मङ्लबार, मंसिर १२, २०८०

IBM Introduces World’s Fastest Processor: 5.2GHz Enterprise Chip

Don’t blink — if you do, you may miss IBM‘s new processor. The company is boldly claiming that the chip within IBM’s new zEnterprise clocks in at 5.2GHz, making it the world’s fastest microprocessor. We’re sure this claim could be challenged on multiple fronts, namely by hardcore overclockers who have seen their own chips operate at much higher speeds with the help of liquid nitrogen. But IBM’s new silicon doesn’t require any complicated cooling; it’s just blisteringly fast.

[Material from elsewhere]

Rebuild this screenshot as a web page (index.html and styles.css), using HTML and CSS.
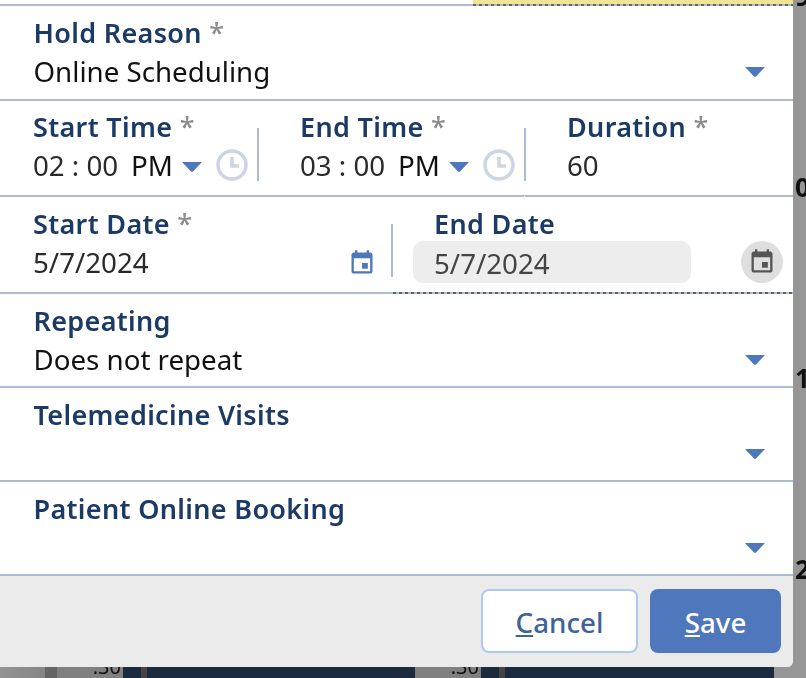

Of course, this 5.2GHz chip won’t find its way into any consumer PCs anytime soon, but that doesn’t mean it won’t end up there eventually. The new chip will ship to mainframe customers starting on September 10th, and IBM says that the record-breaking speed is necessary for businesses managing huge workloads, such as banks and retailers, especially as the world becomes increasingly more inter-connected, data has grown beyond the world’s storage capacity, and business transactions continue to skyrocket.


The new zEnterprise technology is the result of an investment of more than $1.5 billion in IBM research and development in the zEnterprise line, as well as more than three years of collaboration with some of IBM’s top clients around the world. If you’re into details, the z196 processor is a four-core chip that contains 1.4 billion transistors on a 512-square millimeter (mm) surface. It’s manufactured using IBM’s 45 nanometer (nm) SOI processor technology, and it makes use of IBM’s patented embedded DRAM (eDRAM) technology, which allows IBM to place dense DRAM caches, or components, on the same chips as high-speed microprocessors, resulting in improved performance.

IBM's z196 Processor - Copious Cache, Now at 5.2GHz
IBM’s z196 Processor – Copious Cache, Now at 5.2GHz

If you need more details, have a taste of this: “The core server in the zEnterprise System — called zEnterprise 196 — contains 96 of the world’s fastest, most powerful microprocessors, capable of executing more than 50 billion instructions per second. That’s roughly 17,000 times more instructions than the Model 91, the high-end of IBM’s popular System/360 family, could execute in 1970.” Pretty impressive, but there’s no published price for obvious reasons. We’re guessing it’s more than your house, or something close.